On to Adelaida Winery, a producer of grape varieties from the Rhone Valley in the south of France, but a fairly unremarkable winery especially when we compared it to our next stop – Daou Winery. While we didn’t taste the wine there, which is delicious, the view from the tasting room was nothing short of spectacular.

Dinner at an Italian restaurant in Paso Robles with, of course, a little wine, OK maybe more than a little.

Day 2

Tobin James Winery – In 1987 when a young Toby James was an assistant winemaker at a local winery that had 6 tons of grapes that it could not process, he asked if he could have it to make some homemade wine. The owner said, “Sure kid, knock yourself out”. In a year and a half Tobin (He was now called Tobin instead of Toby), leveraging his last name as being the same of the famous outlaw brothers, created a western theme by purchasing a building on the site of an old stagecoach stop and brought in an 1860s western bar in the tasting room, imported from Missouri and rumored to have a bullet hole in it from the days of Frank and Jesse James, although I was not able to confirm that, it does make for a good story.   We bought a lot of wine here and many of us joined the wine club, which, at 35,000 club members, is the largest wine club in the (Pick one) Central Coast, California, U.S., world.

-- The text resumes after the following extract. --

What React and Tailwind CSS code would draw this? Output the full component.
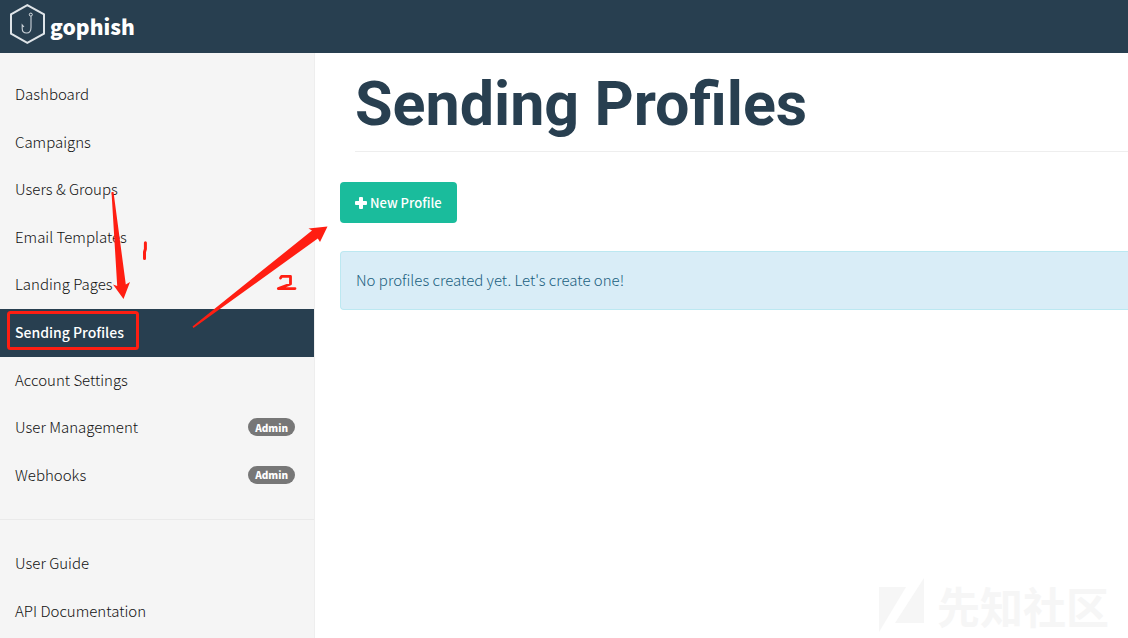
import React from "react";

const mainLinks = [
  { label: "Dashboard" },
  { label: "Campaigns" },
  { label: "Users & Groups" },
  { label: "Email Templates" },
  { label: "Landing Pages" },
  { label: "Sending Profiles", active: true },
  { label: "Account Settings" },
  { label: "User Management", admin: true },
  { label: "Webhooks", admin: true },
];

const helpLinks = [{ label: "User Guide" }, { label: "API Documentation" }];

function NavItem({ label, active, admin }) {
  return (
    <li>
      <a
        href="#"
        aria-current={active ? "page" : undefined}
        className={
          active
            ? "flex items-center justify-between bg-[#283f50] pt-3 pb-[14px] pl-[15px] pr-[19px] text-[14px] leading-[22px] font-medium text-white"
            : "flex items-center justify-between pt-3 pb-[13px] pl-[15px] pr-[19px] text-[15px] leading-normal font-light text-[#111111]"
        }
      >
        {label}
        {admin && (
          <span className="flex h-[18px] items-center rounded-full bg-[#777777] px-[7px] text-[10px] font-black text-white">
            Admin
          </span>
        )}
      </a>
    </li>
  );
}

function Logo() {
  return (
    <svg width="36" height="40" viewBox="0 0 36 40" fill="none" aria-hidden="true">
      <path d="M18.3 1.2 35 10.4V29.6L18.3 38.8 2 29.6V10.4Z" stroke="#dfe4e8" strokeWidth="2" />
      <circle cx="21.8" cy="10.6" r="1.5" stroke="#dfe4e8" strokeWidth="1" />
      <path d="M22 12.2V23.5C22 27 20.2 29 17.6 29C14.8 29 13.2 27 13.2 24.5V21L15 23" stroke="#cfd6dc" strokeWidth="1.1" />
    </svg>
  );
}

function PlusIcon() {
  return (
    <svg width="12" height="12" viewBox="0 0 12 12" fill="currentColor" aria-hidden="true">
      <path d="M4.9 0H7.1Q8 0 8 .9V4H11.1Q12 4 12 4.9V7.1Q12 8 11.1 8H8V11.1Q8 12 7.1 12H4.9Q4 12 4 11.1V8H.9Q0 8 0 7.1V4.9Q0 4 .9 4H4V.9Q4 0 4.9 0Z" />
    </svg>
  );
}

function Annotations() {
  return (
    <svg className="pointer-events-none absolute top-0 left-0" width="340" height="370" viewBox="0 0 340 370" fill="none" aria-hidden="true">
      <path d="M111.5 192 113.5 192 125.8 284.5 130 282 123.5 299 113 284.5 117.2 286Z" fill="#ff1e12" />
      <path d="M192.5 326.5 312 230.5 308.5 228.5 327.5 226.5 320 242 317.8 238.5 193.5 328Z" fill="#ff1e12" />
      <path d="M145.4 242.8V249L144.5 252V258.5" stroke="#ff1e12" strokeWidth="3" strokeLinecap="round" />
      <path d="M280.5 278 281.5 276.4H290.5V284L278.3 288.6H295" stroke="#ff1e12" strokeWidth="2.8" strokeLinecap="round" strokeLinejoin="round" />
      <rect x="8.5" y="312.5" width="129" height="36" rx="2" stroke="#ff1e12" strokeWidth="3" />
    </svg>
  );
}

function Watermark() {
  return (
    <div className="pointer-events-none absolute right-[19px] bottom-[3px] flex items-center gap-3 text-[#f6f6f6]">
      <svg width="46" height="55" viewBox="0 0 46 55" fill="currentColor" aria-hidden="true">
        <path d="M0 9H27L0 54ZM45 0V45H16Z" />
      </svg>
      <span className="text-[43px] leading-[60px] font-bold">先知社区</span>
    </div>
  );
}

export default function App() {
  return (
    <div className="relative flex min-h-screen flex-col overflow-hidden bg-white font-['Noto_Sans_CJK_SC',sans-serif]">
      <header className="flex h-[53px] items-center bg-[#283f50] pl-[9px] pb-[5px]">
        <a href="#" className="flex items-center gap-[5px] text-white">
          <Logo />
          <span className="pt-1 text-[21px] leading-8 font-black">gophish</span>
        </a>
      </header>
      <div className="flex flex-1">
        <nav className="w-[315px] shrink-0 border-r border-[#eeeeee] bg-[#f5f5f5] pt-[18px]">
          <ul>
            {mainLinks.map((item) => (
              <NavItem key={item.label} {...item} />
            ))}
          </ul>
          <hr className="my-5 border-[#eaeaea]" />
          <ul>
            {helpLinks.map((item) => (
              <NavItem key={item.label} {...item} />
            ))}
          </ul>
        </nav>
        <main className="min-w-0 flex-1 pl-[25px]">
          <h1 className="ml-[15px] border-b border-[#eeeeee] pt-[17px] pb-[13px] font-[Roboto,sans-serif] text-[61px] leading-[68px] font-bold text-[#283f50]">
            Sending Profiles
          </h1>
          <button
            type="button"
            className="mt-[30px] flex h-[41px] items-center gap-[3px] rounded-sm bg-[#1abc9c] px-[15px] text-[13px] font-medium text-white"
          >
            <PlusIcon />
            New Profile
          </button>
          <p className="mt-7 rounded-l-sm border border-r-0 border-[#bce8f1] bg-[#d9edf7] pt-4 pb-[18px] pl-[15px] text-[15px] leading-[23px] font-light text-[#205f80]">
            No profiles created yet. Let's create one!
          </p>
        </main>
      </div>
      <Watermark />
      <Annotations />
    </div>
  );
}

After spending several hours there, we decided we should probably eat something, so we had another picnic on the grounds of Tobin James.

We visited two more wineries that afternoon, La Vigne, which I thought had better cheese than wine and Via Vega, which was in its ‘Day of the Dead’ mode, an annual event where people bring in pictures of friends and relatives who have passed and . . . I’m not sure what happens, drink wine I guess.   By this time we were pretty much ‘wined out’ and after some rest and relaxation at the hotel we went to an Irish Pub, Pappy McGregor’s and had some beer with dinner!

If you’re headed up to the Central Coast for some wine tasting any time soon, don’t miss Fess Parker, Daou and Tobin James. Cheers!